**Data excerpts:**
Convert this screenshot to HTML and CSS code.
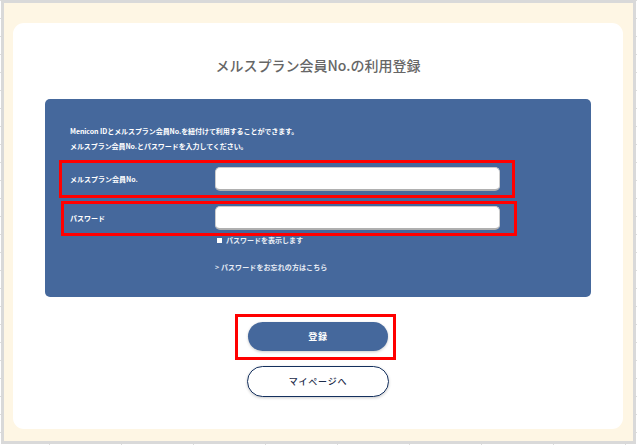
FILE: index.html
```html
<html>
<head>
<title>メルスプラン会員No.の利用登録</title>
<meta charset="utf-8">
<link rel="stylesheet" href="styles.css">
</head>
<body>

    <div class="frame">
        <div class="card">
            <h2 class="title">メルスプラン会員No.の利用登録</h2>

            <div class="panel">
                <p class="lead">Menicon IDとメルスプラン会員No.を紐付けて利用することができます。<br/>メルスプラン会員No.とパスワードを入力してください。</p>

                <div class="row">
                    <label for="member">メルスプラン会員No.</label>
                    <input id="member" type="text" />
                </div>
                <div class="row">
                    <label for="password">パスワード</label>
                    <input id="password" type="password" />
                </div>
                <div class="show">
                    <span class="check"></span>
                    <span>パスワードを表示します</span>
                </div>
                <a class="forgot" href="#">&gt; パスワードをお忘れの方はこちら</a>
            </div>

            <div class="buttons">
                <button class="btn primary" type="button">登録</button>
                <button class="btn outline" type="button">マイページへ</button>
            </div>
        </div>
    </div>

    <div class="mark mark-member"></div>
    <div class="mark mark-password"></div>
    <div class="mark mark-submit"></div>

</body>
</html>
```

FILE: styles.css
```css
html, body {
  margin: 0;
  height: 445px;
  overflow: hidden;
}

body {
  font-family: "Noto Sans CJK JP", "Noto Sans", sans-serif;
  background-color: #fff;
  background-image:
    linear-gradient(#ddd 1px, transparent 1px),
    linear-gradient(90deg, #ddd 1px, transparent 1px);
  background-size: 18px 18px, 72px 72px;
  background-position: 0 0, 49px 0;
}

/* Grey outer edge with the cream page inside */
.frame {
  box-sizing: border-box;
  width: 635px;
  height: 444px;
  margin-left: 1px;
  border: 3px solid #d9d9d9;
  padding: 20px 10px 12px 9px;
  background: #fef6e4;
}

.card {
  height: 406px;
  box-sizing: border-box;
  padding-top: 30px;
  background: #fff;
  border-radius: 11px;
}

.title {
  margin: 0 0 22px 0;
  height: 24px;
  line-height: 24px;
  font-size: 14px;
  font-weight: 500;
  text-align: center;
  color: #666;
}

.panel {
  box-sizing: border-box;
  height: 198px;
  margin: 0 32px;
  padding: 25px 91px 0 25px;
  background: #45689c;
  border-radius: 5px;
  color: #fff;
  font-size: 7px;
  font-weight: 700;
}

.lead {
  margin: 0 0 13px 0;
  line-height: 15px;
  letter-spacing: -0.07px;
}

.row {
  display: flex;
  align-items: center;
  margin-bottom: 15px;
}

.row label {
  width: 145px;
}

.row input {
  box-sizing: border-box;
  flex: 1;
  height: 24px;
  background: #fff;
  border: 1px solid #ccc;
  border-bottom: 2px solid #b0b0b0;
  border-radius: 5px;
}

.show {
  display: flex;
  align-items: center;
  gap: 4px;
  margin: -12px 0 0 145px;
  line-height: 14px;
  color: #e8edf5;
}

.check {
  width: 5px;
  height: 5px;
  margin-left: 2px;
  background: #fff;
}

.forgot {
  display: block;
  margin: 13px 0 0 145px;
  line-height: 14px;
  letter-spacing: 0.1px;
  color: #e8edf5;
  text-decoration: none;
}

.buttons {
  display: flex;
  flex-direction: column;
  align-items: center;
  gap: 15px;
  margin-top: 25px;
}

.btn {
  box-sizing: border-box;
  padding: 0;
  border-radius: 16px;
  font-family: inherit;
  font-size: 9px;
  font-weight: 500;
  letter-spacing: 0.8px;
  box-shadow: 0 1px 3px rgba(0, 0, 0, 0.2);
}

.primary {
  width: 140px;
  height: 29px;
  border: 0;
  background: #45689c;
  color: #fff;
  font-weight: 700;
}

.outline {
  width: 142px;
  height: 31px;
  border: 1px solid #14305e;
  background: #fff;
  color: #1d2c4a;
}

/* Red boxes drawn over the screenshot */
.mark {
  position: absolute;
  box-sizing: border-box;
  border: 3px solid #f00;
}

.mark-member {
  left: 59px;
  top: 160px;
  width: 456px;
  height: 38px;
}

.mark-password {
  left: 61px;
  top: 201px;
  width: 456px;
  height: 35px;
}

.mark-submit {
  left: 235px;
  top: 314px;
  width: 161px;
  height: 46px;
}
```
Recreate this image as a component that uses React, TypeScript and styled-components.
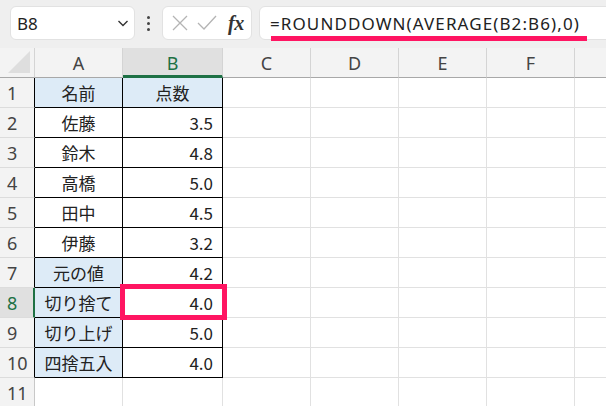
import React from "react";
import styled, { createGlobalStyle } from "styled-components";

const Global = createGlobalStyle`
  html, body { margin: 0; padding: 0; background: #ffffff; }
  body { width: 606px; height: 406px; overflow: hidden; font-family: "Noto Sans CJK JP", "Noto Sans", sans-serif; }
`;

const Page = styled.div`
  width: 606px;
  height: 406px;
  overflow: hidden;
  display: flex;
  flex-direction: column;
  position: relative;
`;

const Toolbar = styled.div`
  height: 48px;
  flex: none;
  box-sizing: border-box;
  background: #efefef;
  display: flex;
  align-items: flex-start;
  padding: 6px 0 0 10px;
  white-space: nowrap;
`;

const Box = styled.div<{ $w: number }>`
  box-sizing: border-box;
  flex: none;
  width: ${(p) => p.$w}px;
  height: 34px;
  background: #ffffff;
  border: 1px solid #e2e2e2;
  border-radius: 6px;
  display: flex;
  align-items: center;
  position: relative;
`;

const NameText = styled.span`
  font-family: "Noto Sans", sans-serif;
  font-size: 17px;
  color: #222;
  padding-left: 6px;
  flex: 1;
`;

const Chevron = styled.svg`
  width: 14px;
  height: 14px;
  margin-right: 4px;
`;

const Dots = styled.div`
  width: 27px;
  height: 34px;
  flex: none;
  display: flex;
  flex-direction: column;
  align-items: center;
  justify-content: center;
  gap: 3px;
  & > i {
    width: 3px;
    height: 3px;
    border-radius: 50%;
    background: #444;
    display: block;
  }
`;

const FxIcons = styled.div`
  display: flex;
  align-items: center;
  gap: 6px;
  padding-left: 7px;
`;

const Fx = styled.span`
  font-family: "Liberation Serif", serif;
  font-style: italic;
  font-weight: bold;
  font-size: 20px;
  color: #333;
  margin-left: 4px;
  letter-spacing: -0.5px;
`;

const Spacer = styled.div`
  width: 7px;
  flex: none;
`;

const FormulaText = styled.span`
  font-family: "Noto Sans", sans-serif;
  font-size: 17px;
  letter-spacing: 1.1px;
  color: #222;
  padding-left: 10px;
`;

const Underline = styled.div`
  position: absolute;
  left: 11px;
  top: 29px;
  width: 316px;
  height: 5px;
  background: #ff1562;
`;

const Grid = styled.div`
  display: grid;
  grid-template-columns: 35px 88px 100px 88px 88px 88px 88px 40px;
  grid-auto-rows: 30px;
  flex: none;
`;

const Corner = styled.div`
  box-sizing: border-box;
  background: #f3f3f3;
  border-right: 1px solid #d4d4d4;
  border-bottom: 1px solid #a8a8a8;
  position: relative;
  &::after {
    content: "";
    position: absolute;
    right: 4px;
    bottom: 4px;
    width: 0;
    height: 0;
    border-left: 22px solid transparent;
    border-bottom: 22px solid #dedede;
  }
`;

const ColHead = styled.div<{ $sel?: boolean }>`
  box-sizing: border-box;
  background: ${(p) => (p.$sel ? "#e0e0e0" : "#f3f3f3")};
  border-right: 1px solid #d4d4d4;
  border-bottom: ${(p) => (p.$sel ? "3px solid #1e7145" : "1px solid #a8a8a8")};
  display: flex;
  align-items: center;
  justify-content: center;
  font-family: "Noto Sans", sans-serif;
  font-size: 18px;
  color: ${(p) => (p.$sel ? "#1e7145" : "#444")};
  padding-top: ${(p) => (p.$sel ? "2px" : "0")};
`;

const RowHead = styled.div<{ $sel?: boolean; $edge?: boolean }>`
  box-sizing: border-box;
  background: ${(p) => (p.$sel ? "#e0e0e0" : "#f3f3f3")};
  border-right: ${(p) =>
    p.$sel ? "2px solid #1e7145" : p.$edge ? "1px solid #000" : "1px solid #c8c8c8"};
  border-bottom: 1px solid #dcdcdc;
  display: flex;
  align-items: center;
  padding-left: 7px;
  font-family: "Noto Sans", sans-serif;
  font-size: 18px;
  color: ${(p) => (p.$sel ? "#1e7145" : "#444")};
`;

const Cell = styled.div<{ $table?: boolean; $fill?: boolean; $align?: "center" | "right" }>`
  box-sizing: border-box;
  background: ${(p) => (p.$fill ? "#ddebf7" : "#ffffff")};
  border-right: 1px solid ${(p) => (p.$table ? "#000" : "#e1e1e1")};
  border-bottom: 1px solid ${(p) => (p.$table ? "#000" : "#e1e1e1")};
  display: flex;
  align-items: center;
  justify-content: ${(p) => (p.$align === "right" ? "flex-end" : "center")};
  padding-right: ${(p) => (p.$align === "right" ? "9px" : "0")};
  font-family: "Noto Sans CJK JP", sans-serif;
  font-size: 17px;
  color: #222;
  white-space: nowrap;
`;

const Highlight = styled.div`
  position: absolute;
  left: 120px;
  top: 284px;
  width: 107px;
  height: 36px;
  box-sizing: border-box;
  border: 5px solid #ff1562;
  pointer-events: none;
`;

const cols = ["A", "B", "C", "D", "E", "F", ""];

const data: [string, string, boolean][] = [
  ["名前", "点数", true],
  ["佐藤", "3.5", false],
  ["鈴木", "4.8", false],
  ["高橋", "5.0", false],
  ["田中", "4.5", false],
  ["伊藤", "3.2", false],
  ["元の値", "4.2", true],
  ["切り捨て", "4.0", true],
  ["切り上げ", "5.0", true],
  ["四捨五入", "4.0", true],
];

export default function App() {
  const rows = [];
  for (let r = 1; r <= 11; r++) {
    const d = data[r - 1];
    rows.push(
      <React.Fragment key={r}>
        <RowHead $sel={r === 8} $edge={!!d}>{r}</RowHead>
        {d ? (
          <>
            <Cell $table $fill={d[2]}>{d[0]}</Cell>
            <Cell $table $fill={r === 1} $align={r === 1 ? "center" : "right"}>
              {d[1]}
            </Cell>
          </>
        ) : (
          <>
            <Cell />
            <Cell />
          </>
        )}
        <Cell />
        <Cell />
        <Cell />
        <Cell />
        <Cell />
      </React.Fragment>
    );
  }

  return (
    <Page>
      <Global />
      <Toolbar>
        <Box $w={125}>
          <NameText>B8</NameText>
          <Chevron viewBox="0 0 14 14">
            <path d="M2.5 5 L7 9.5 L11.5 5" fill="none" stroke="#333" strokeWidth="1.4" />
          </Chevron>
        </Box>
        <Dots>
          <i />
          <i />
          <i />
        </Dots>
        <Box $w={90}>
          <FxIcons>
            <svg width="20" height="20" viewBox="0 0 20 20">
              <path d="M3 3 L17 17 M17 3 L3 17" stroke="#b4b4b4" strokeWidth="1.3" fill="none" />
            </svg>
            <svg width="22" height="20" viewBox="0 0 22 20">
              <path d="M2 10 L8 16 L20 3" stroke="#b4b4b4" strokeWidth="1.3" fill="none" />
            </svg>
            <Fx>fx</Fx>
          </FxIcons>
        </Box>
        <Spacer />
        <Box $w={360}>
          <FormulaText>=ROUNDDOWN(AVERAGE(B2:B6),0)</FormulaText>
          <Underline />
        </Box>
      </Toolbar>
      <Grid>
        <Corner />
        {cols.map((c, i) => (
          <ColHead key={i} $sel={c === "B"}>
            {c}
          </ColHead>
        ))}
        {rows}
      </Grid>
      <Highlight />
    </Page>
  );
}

**What to produce:** Show every line of the listing in which the string "React" can be found.

**Output of the exercise:**
Recreate this image as a component that uses React, TypeScript and styled-components.
import React from "react";
      <React.Fragment key={r}>
      </React.Fragment>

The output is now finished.